A Espanha tem sido especialmente afetada pelas temperaturas mais altas. O calor típico do verão no país hoje dura em média quase cinco semanas a mais do que era o caso no início dos anos 1980, segundo estudo divulgado essa semana pela Universidade Politécnica da Catalunha. Em 2022, a Espanha registrou o seu ano mais quente da história.

pessoas descansam na grama no parque do Retiro, no centro de Madri
Espanhóis tentam fugir do calor intenso do mês de abril; na foto, pessoas descansam na grama no parque do Retiro, no centro de Madri - Thomas Coex/AFP

As altas temperaturas atuais provavelmente vão exacerbar a situação de um país que já sofre os efeitos de uma estiagem prolongada. Depois de mais de 30 meses consecutivos de precipitação pluviométrica abaixo da média, os reservatórios operam com 50% de sua capacidade.

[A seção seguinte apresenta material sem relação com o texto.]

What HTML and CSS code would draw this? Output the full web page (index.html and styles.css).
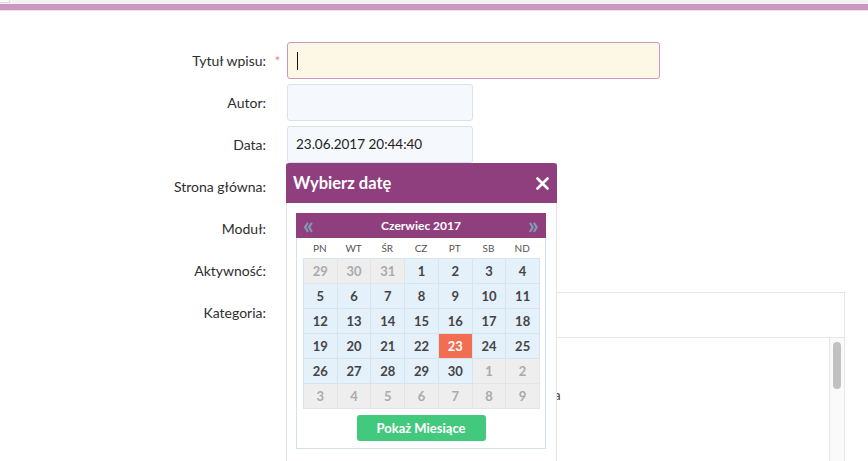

"O calor seco persistente desta primavera na Península Ibérica está pondo a agricultura sob pressão, e é possível que falte água no médio prazo", diz Herrera.

A Organização Nacional de Agricultores e Pecuaristas afirmou em relatório recente que a seca já provocou "perdas irreversíveis em mais de 3,5 milhões de hectares de [plantações de] cereais". A organização prevê a perda quase total das safras de trigo e de cevada em quatro regiões.

Na semana passada, o ministro da Agricultura, Luis Planas, disse que pediu assistência financeira da União Europeia, incluindo fundos emergenciais da política agrícola comum do bloco, para agricultores afetados pela seca. "Trata-se de uma circunstância excepcional", disse Planas à imprensa.

A agência meteorológica espanhola avisou que a combinação de seca e alta temperatura eleva o risco de incêndios florestais, fenômeno lamentavelmente comum no país.

No verão passado, dezenas de incêndios devastaram o território espanhol por dias, obrigando milhares de habitantes a se deslocarem e consumindo uma área recorde de 303 mil hectares, segundo dados do Sistema Europeu de Informações Primárias sobre Florestas.

Cientistas e autoridades locais agora temem que incêndios ocorram cada vez mais cedo no ano. O primeiro grande incêndio no território em 2023 se deu no mês passado.